Unsurprisingly with all this attention Fronsac has started to attract British buyers and its wines have begun to make inroads on merchants shelves.
Bordeaux-Undiscovered began introducing Fronsac wines back in 2006 with Chateaux Toumalin and Les Tonnelles. Fronsac is still not well known and remains undervalued to the majority of the wine buying public which means that it is a good source of high quality yet affordable wine.
Fronsac and its little sub appellation of Canon Fronsac are strategically placed where the Dordogne and the Isle rivers meet, neighbouring Saint Emilion and Pomerol. The soils are clayey-limestone, with some sandstone, and like Saint Emilion the area is honeycombed with quarries and man-made caves.
Canon Fronsac sits on higher terrain and gained the name ‘Canon’ thanks to ships using the western flank of the hill (Tertre de Fronsac) as a landmark to fire salvoes into the marshes during the 1600s. The aim of these trials was to test the ballistics and power of the ships’ canons.

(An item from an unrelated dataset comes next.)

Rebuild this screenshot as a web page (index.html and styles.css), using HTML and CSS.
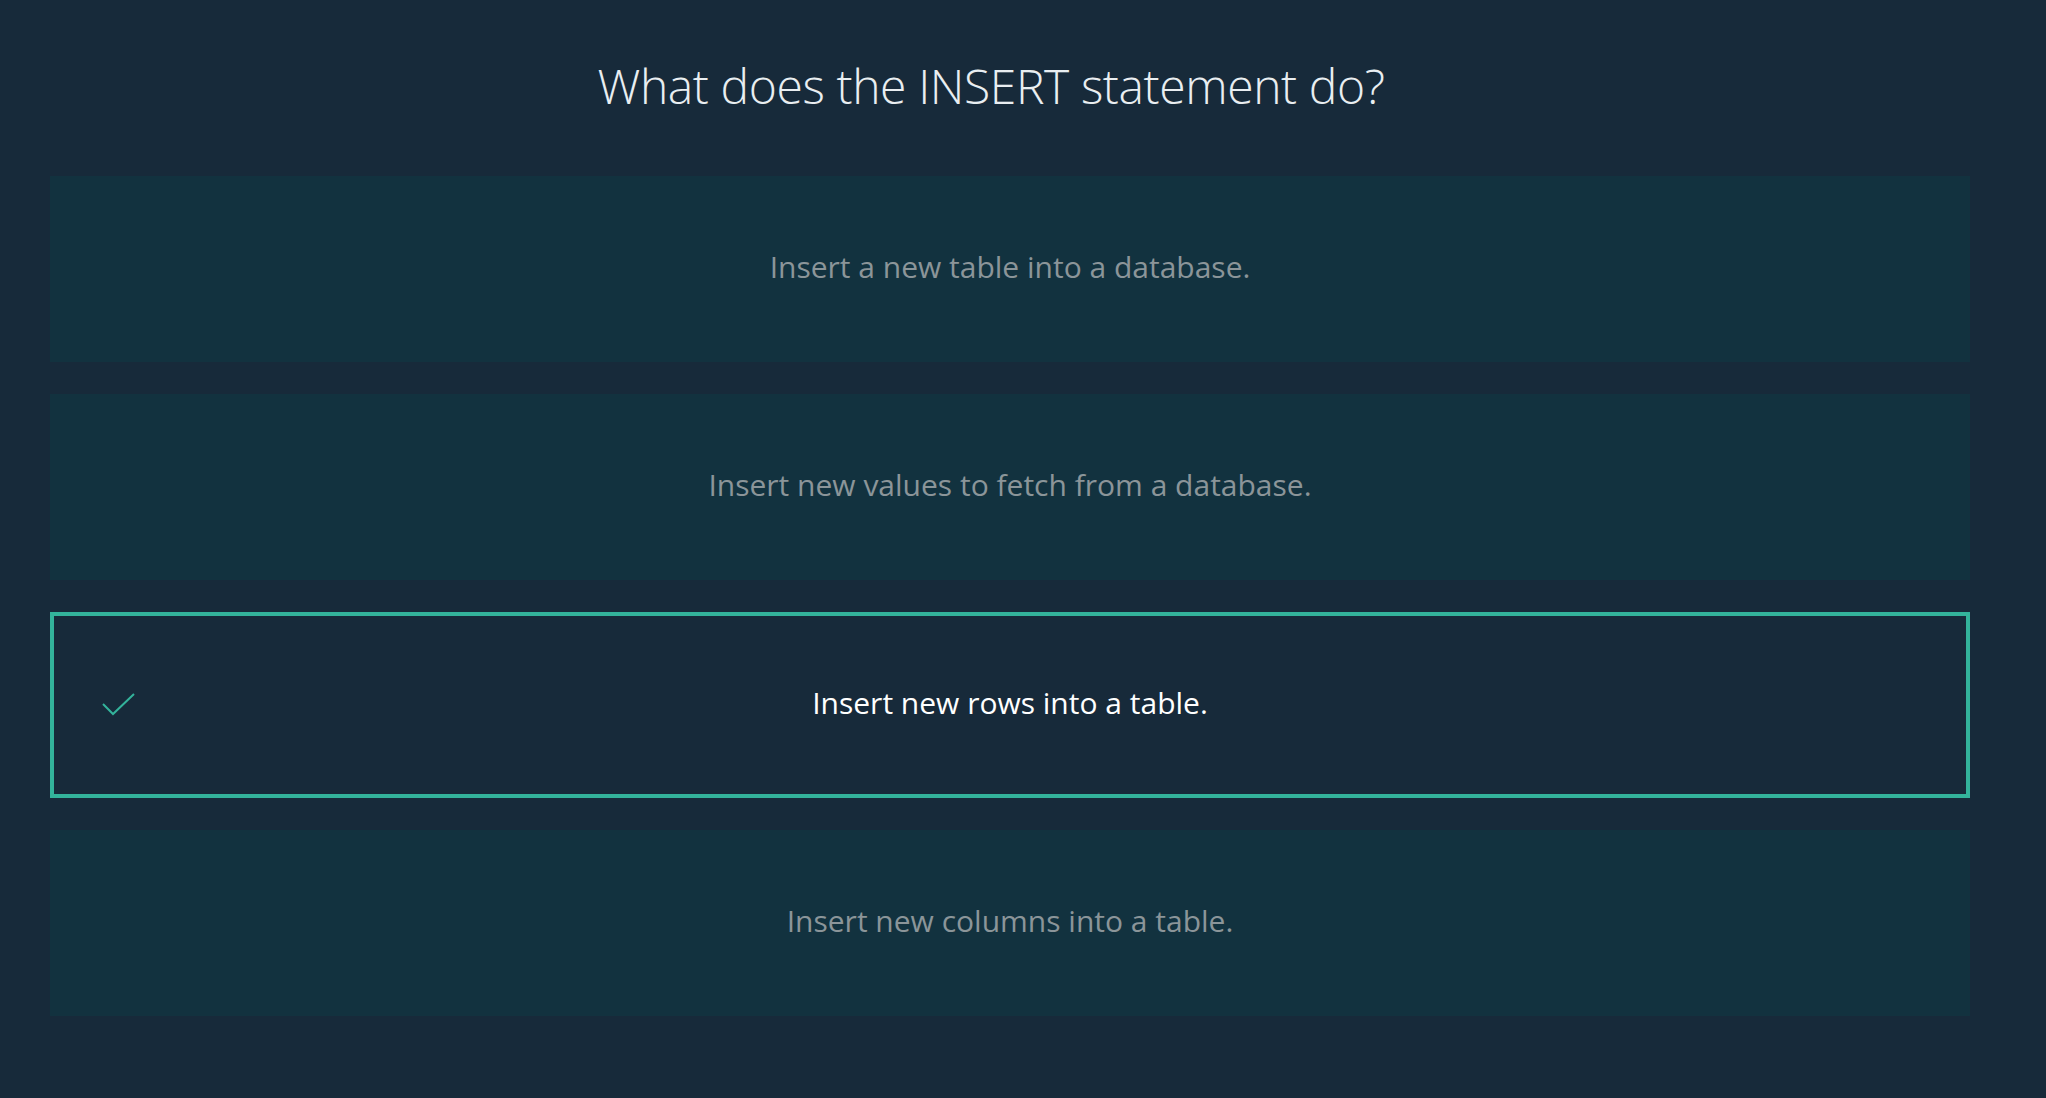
FILE: index.html
```html
<!DOCTYPE html>
<html lang="en">
<head>
<meta charset="utf-8">
<title>Quiz</title>
<link rel="stylesheet" href="styles.css">
</head>
<body>
<main class="quiz">
  <h1 class="question">What does the INSERT statement do?</h1>
  <div class="options">
    <div class="option"><span class="label">Insert a new table into a database.</span></div>
    <div class="option"><span class="label">Insert new values to fetch from a database.</span></div>
    <div class="option selected">
      <svg class="check" width="34" height="24" viewBox="0 0 34 24" aria-hidden="true">
        <path d="M1 11 L11 21 L32 1" fill="none" stroke="#33b39b" stroke-width="2"/>
      </svg>
      <span class="label">Insert new rows into a table.</span>
    </div>
    <div class="option"><span class="label">Insert new columns into a table.</span></div>
  </div>
</main>
</body>
</html>
```
FILE: styles.css
```css
html, body {
  margin: 0;
  padding: 0;
  background: #172a3a;
  height: 100%;
}
body {
  font-family: "Open Sans", "Noto Sans", sans-serif;
}
.quiz {
  padding: 0 76px 0 50px;
}
.question {
  margin: 0;
  padding: 56px 38px 60px 0;
  font-size: 48px;
  line-height: 60px;
  font-weight: 300;
  color: #e9eef1;
  text-align: center;
  letter-spacing: -0.4px;
}
.options {
  display: flex;
  flex-direction: column;
  gap: 32px;
}
.option {
  position: relative;
  box-sizing: border-box;
  height: 186px;
  padding-bottom: 5px;
  background: #12323f;
  display: flex;
  align-items: center;
  justify-content: center;
}
.label {
  font-size: 30px;
  font-weight: 400;
  color: #8b9599;
}
.option.selected {
  background: #172a3a;
  border: 4px solid #33b39b;
}
.option.selected .label {
  color: #ffffff;
}
.check {
  position: absolute;
  left: 48px;
  top: 77px;
}
```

Thanks to its position on the river trade routes Fronsac was a rich and productive area. Its Gaulish market attracted the Romans who settled there and built a temple on the hill top of le Tertre. Charlemagne, King of the Francs, built a mighty fortress over the temple in 769. This fortress was the most powerful in Western France and Fronsac probably took its name from ‘Fronciacus’ meaning ‘Castle of the Francs’.
Fronsac’s golden age revolved around the charismatic Cardinal who purchased Chateau Richelieu in 1632. Under his influence the popularity of Fronsac’s wines soared – in 1783 the entire output of neighbouring Chateau Canon was reserved for the court of the Dauphin at Versailles. On the crest of this wave the wine makers turned their attention to quality control and the notion of ‘Cru’ (Growth) and subsequently that of ‘Chateau’ (Wine Estate) were born. In other words Fronsac wines had to be made from selected grapes grown in a single year by a specific Fronsac chateau. Before this wines could be made from a variety of vineyards and from different years’ harvests – which meant they were a very mixed bag!
Quality is still paramount in Fronsac today. Fronsac wine producers have to set a high standard in order to get their wines discovered. Therefore, wine lovers in the UK benefit from fantastic Fronsac wines at great value for money.
My most recent find from Fronsac is a prime example of a classic Fronsac petit chateau producing high quality wine bearing all the hall marks of this region’s superiority: Chateau Haut Gaussens
Chateau Haut Gaussens lies in the village of Verac which sits high on a limestone plateau at the edge of Fronsac. This was once the seat of the Lords of Fronsac, the Pommiers, who held court here from the 11th century right up until the French Revolution. Chateau de Pommiers still stands in Verac and beneath it lies a Roman villa belonging to Veracus, who gave his name to the village. Swords, javelins, vases and medals were discovered there in 1740 thought to date from the times of Emperor Antonius.
History & Awards:
Typical of Fronsac, Chateau Haut Gaussens is a tiny chateau that has been reborn, not once but twice. First restored in the 19th century, Haut Gaussens was saved by the Lhuillier family during the Second World War in 1941. Stephane Lhuillier, who represents the third generation of this wine making family, took over the reins in 2000. Having undertaken a substantial restructuring of the property, including the winery, wine tasting room and vines, Stephane is now seeing the rise in fortunes of the little chateau with a cluster of awards in France. Newly awarded the Macon Bronze Medal, Haut Gaussens is also a newcomer to the UK, having been recently introduced by Bordeaux-Undiscovered.
If you are a Claret lover and have yet to discover Fronsac, the 2012 vintage from Haut Gaussens is a great wine to try in order to get to know the appellation. Bordeaux-Undiscovered has it at the introductory price of £7.99.
Supple, sensuous, fuller bodied Claret with lovely balance. Aromatic and generous. Rich flavours of ripe blackberry, truffle, damson and dried fig melting into sweeter tones of liquorice, clove, roasted hazelnut and red currant jelly. Soft, mellow tannins and a good finish.
Haut Gaussens is a formidable match for beef and steak, roasted, barbecued or pan fried. It also pairs beautifully with game such as venison, duck, pigeon, pheasant and wild boar sausages. Being heavier than most Clarets it is great with richly flavoured dishes, garlicky pates and terrines, nutty or fruit infused cheese and hearty vegetarian fare (especially nut cutlets).
*Price correct at the time of writing.